Task:
The data below should be printed in full, exactly, and without any of its images.

+++ Information provided +++

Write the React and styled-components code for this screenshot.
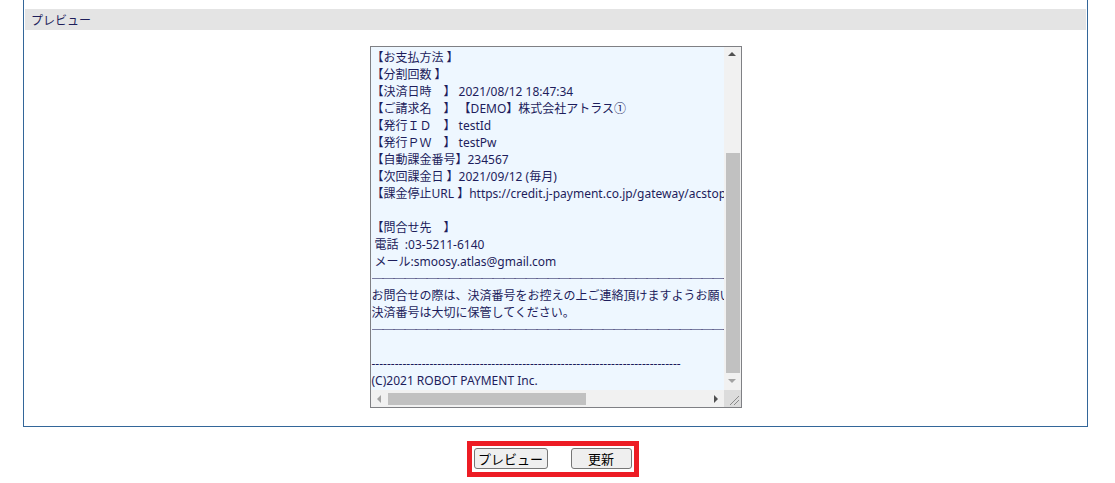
import React from "react";
import styled, { createGlobalStyle } from "styled-components";

const GlobalStyle = createGlobalStyle`
  html, body { margin: 0; padding: 0; background: #ffffff; }
  body { font-family: "Noto Sans", "Noto Sans CJK JP", sans-serif; }
`;

const Page = styled.div`
  display: flex;
  flex-direction: column;
  align-items: stretch;
  height: 483px;
  overflow: hidden;
`;

const Panel = styled.section`
  margin: 0 27px 0 23px;
  border: 1px solid #336699;
  border-top: none;
  padding: 9px 1px 18px 1px;
  display: flex;
  flex-direction: column;
`;

const PanelHeader = styled.div`
  height: 21px;
  line-height: 21px;
  background: #e4e4e4;
  padding-left: 6px;
  font-size: 12px;
  color: #1e1e5a;
  font-family: "Noto Sans CJK JP", sans-serif;
`;

const PanelBody = styled.div`
  display: flex;
  justify-content: center;
  padding-top: 16px;
`;

const TextBox = styled.div`
  width: 370px;
  height: 360px;
  border: 1px solid #7f8084;
  display: grid;
  grid-template-columns: 1fr 17px;
  grid-template-rows: 1fr 17px;
`;

const Content = styled.div`
  overflow: hidden;
  background: #eef7ff;
  padding: 2px 0 0 1px;
  font-family: "Noto Sans", "Noto Sans CJK JP", sans-serif;
  font-size: 12px;
  line-height: 17px;
  color: #1d1d5c;
`;

const Line = styled.div`
  white-space: pre;
  height: 17px;
`;

const Rule = styled.div`
  height: 17px;
  display: flex;
  align-items: center;
  white-space: pre;
  overflow: hidden;
  font-family: "Noto Sans CJK JP", sans-serif;
  font-weight: 700;
  letter-spacing: -1px;
  color: #14145a;
`;

const VBar = styled.div`
  background: #f1f1f1;
  display: flex;
  flex-direction: column;
`;

const HBar = styled.div`
  background: #f1f1f1;
  display: flex;
  align-items: center;
`;

const ArrowBtn = styled.div`
  width: 17px;
  height: 17px;
  flex: none;
  display: flex;
  align-items: center;
  justify-content: center;
`;

const VTrack = styled.div`
  flex: 1;
  display: flex;
  flex-direction: column;
  justify-content: flex-end;
  align-items: center;
`;

const VThumb = styled.div`
  width: 14px;
  height: 220px;
  background: #c1c1c1;
  margin-left: 1px;
`;

const HTrack = styled.div`
  flex: 1;
  height: 17px;
  display: flex;
  align-items: center;
`;

const HThumb = styled.div`
  width: 198px;
  height: 12px;
  background: #c1c1c1;
`;

const Corner = styled.div`
  background: #dcdcdc;
  display: flex;
  align-items: flex-end;
  justify-content: flex-end;
`;

const Actions = styled.div`
  display: flex;
  justify-content: center;
  margin-top: 14px;
  padding-right: 10px;
`;

const Highlight = styled.div`
  border: 5px solid #ed1c24;
  padding: 2px 2px 3px 2px;
  display: flex;
  gap: 23px;
`;

const Button = styled.button`
  width: ${(p) => p.$w}px;
  height: 21px;
  padding: 0;
  border: 1px solid #767676;
  border-radius: 3px;
  background: #efefef;
  color: #000;
  font-family: "Noto Sans CJK JP", sans-serif;
  font-size: 13px;
  line-height: 19px;
  display: flex;
  align-items: center;
  justify-content: center;
`;

const Arrow = ({ dir, dark }) => {
  const c = dark ? "#505050" : "#a3a3a3";
  const pts = {
    up: "4,8 8,4 12,8",
    down: "4,5 8,9 12,5",
    left: "10,4 6,8 10,12",
    right: "7,4 11,8 7,12",
  }[dir];
  return (
    <svg width="16" height="16" viewBox="0 0 16 16">
      <polygon points={pts} fill={c} />
    </svg>
  );
};

const RULE = "─".repeat(40);
const DASHES = "-".repeat(80);

const lines = [
  "【お支払方法 】",
  "【分割回数 】",
  "【決済日時　】 2021/08/12 18:47:34",
  "【ご請求名　】 【DEMO】株式会社アトラス①",
  "【発行ＩＤ　】 testId",
  "【発行ＰＷ　】 testPw",
  "【自動課金番号】234567",
  "【次回課金日 】2021/09/12 (毎月)",
  "【課金停止URL 】https://credit.j-payment.co.jp/gateway/acstop.aspx",
  "",
  "【問合せ先　】",
  " 電話  :03-5211-6140",
  " メール:smoosy.atlas@gmail.com",
  { rule: true },
  "お問合せの際は、決済番号をお控えの上ご連絡頂けますようお願い致します。",
  "決済番号は大切に保管してください。",
  { rule: true },
  "",
  DASHES,
  "(C)2021 ROBOT PAYMENT Inc.",
];

export default function App() {
  return (
    <>
      <GlobalStyle />
      <Page>
        <Panel>
          <PanelHeader>プレビュー</PanelHeader>
          <PanelBody>
            <TextBox>
              <Content>
                {lines.map((l, i) =>
                  typeof l === "string" ? (
                    <Line key={i}>{l || " "}</Line>
                  ) : (
                    <Rule key={i}>{RULE}</Rule>
                  )
                )}
              </Content>
              <VBar>
                <ArrowBtn>
                  <Arrow dir="up" dark />
                </ArrowBtn>
                <VTrack>
                  <VThumb />
                </VTrack>
                <ArrowBtn>
                  <Arrow dir="down" />
                </ArrowBtn>
              </VBar>
              <HBar>
                <ArrowBtn>
                  <Arrow dir="left" />
                </ArrowBtn>
                <HTrack>
                  <HThumb />
                </HTrack>
                <ArrowBtn>
                  <Arrow dir="right" dark />
                </ArrowBtn>
              </HBar>
              <Corner>
                <svg width="17" height="17" viewBox="0 0 17 17">
                  <line x1="6" y1="15" x2="15" y2="6" stroke="#8a8a8a" strokeWidth="1" />
                  <line x1="10" y1="15" x2="15" y2="10" stroke="#8a8a8a" strokeWidth="1" />
                </svg>
              </Corner>
            </TextBox>
          </PanelBody>
        </Panel>
        <Actions>
          <Highlight>
            <Button $w={74}>プレビュー</Button>
            <Button $w={61}>更新</Button>
          </Highlight>
        </Actions>
      </Page>
    </>
  );
}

+++

Finished exercise:
Write the React and styled-components code for this screenshot.
import React from "react";
import styled, { createGlobalStyle } from "styled-components";

const GlobalStyle = createGlobalStyle`
  html, body { margin: 0; padding: 0; background: #ffffff; }
  body { font-family: "Noto Sans", "Noto Sans CJK JP", sans-serif; }
`;

const Page = styled.div`
  display: flex;
  flex-direction: column;
  align-items: stretch;
  height: 483px;
  overflow: hidden;
`;

const Panel = styled.section`
  margin: 0 27px 0 23px;
  border: 1px solid #336699;
  border-top: none;
  padding: 9px 1px 18px 1px;
  display: flex;
  flex-direction: column;
`;

const PanelHeader = styled.div`
  height: 21px;
  line-height: 21px;
  background: #e4e4e4;
  padding-left: 6px;
  font-size: 12px;
  color: #1e1e5a;
  font-family: "Noto Sans CJK JP", sans-serif;
`;

const PanelBody = styled.div`
  display: flex;
  justify-content: center;
  padding-top: 16px;
`;

const TextBox = styled.div`
  width: 370px;
  height: 360px;
  border: 1px solid #7f8084;
  display: grid;
  grid-template-columns: 1fr 17px;
  grid-template-rows: 1fr 17px;
`;

const Content = styled.div`
  overflow: hidden;
  background: #eef7ff;
  padding: 2px 0 0 1px;
  font-family: "Noto Sans", "Noto Sans CJK JP", sans-serif;
  font-size: 12px;
  line-height: 17px;
  color: #1d1d5c;
`;

const Line = styled.div`
  white-space: pre;
  height: 17px;
`;

const Rule = styled.div`
  height: 17px;
  display: flex;
  align-items: center;
  white-space: pre;
  overflow: hidden;
  font-family: "Noto Sans CJK JP", sans-serif;
  font-weight: 700;
  letter-spacing: -1px;
  color: #14145a;
`;

const VBar = styled.div`
  background: #f1f1f1;
  display: flex;
  flex-direction: column;
`;

const HBar = styled.div`
  background: #f1f1f1;
  display: flex;
  align-items: center;
`;

const ArrowBtn = styled.div`
  width: 17px;
  height: 17px;
  flex: none;
  display: flex;
  align-items: center;
  justify-content: center;
`;

const VTrack = styled.div`
  flex: 1;
  display: flex;
  flex-direction: column;
  justify-content: flex-end;
  align-items: center;
`;

const VThumb = styled.div`
  width: 14px;
  height: 220px;
  background: #c1c1c1;
  margin-left: 1px;
`;

const HTrack = styled.div`
  flex: 1;
  height: 17px;
  display: flex;
  align-items: center;
`;

const HThumb = styled.div`
  width: 198px;
  height: 12px;
  background: #c1c1c1;
`;

const Corner = styled.div`
  background: #dcdcdc;
  display: flex;
  align-items: flex-end;
  justify-content: flex-end;
`;

const Actions = styled.div`
  display: flex;
  justify-content: center;
  margin-top: 14px;
  padding-right: 10px;
`;

const Highlight = styled.div`
  border: 5px solid #ed1c24;
  padding: 2px 2px 3px 2px;
  display: flex;
  gap: 23px;
`;

const Button = styled.button`
  width: ${(p) => p.$w}px;
  height: 21px;
  padding: 0;
  border: 1px solid #767676;
  border-radius: 3px;
  background: #efefef;
  color: #000;
  font-family: "Noto Sans CJK JP", sans-serif;
  font-size: 13px;
  line-height: 19px;
  display: flex;
  align-items: center;
  justify-content: center;
`;

const Arrow = ({ dir, dark }) => {
  const c = dark ? "#505050" : "#a3a3a3";
  const pts = {
    up: "4,8 8,4 12,8",
    down: "4,5 8,9 12,5",
    left: "10,4 6,8 10,12",
    right: "7,4 11,8 7,12",
  }[dir];
  return (
    <svg width="16" height="16" viewBox="0 0 16 16">
      <polygon points={pts} fill={c} />
    </svg>
  );
};

const RULE = "─".repeat(40);
const DASHES = "-".repeat(80);

const lines = [
  "【お支払方法 】",
  "【分割回数 】",
  "【決済日時　】 2021/08/12 18:47:34",
  "【ご請求名　】 【DEMO】株式会社アトラス①",
  "【発行ＩＤ　】 testId",
  "【発行ＰＷ　】 testPw",
  "【自動課金番号】234567",
  "【次回課金日 】2021/09/12 (毎月)",
  "【課金停止URL 】https://credit.j-payment.co.jp/gateway/acstop.aspx",
  "",
  "【問合せ先　】",
  " 電話  :03-5211-6140",
  " メール:smoosy.atlas@gmail.com",
  { rule: true },
  "お問合せの際は、決済番号をお控えの上ご連絡頂けますようお願い致します。",
  "決済番号は大切に保管してください。",
  { rule: true },
  "",
  DASHES,
  "(C)2021 ROBOT PAYMENT Inc.",
];

export default function App() {
  return (
    <>
      <GlobalStyle />
      <Page>
        <Panel>
          <PanelHeader>プレビュー</PanelHeader>
          <PanelBody>
            <TextBox>
              <Content>
                {lines.map((l, i) =>
                  typeof l === "string" ? (
                    <Line key={i}>{l || " "}</Line>
                  ) : (
                    <Rule key={i}>{RULE}</Rule>
                  )
                )}
              </Content>
              <VBar>
                <ArrowBtn>
                  <Arrow dir="up" dark />
                </ArrowBtn>
                <VTrack>
                  <VThumb />
                </VTrack>
                <ArrowBtn>
                  <Arrow dir="down" />
                </ArrowBtn>
              </VBar>
              <HBar>
                <ArrowBtn>
                  <Arrow dir="left" />
                </ArrowBtn>
                <HTrack>
                  <HThumb />
                </HTrack>
                <ArrowBtn>
                  <Arrow dir="right" dark />
                </ArrowBtn>
              </HBar>
              <Corner>
                <svg width="17" height="17" viewBox="0 0 17 17">
                  <line x1="6" y1="15" x2="15" y2="6" stroke="#8a8a8a" strokeWidth="1" />
                  <line x1="10" y1="15" x2="15" y2="10" stroke="#8a8a8a" strokeWidth="1" />
                </svg>
              </Corner>
            </TextBox>
          </PanelBody>
        </Panel>
        <Actions>
          <Highlight>
            <Button $w={74}>プレビュー</Button>
            <Button $w={61}>更新</Button>
          </Highlight>
        </Actions>
      </Page>
    </>
  );
}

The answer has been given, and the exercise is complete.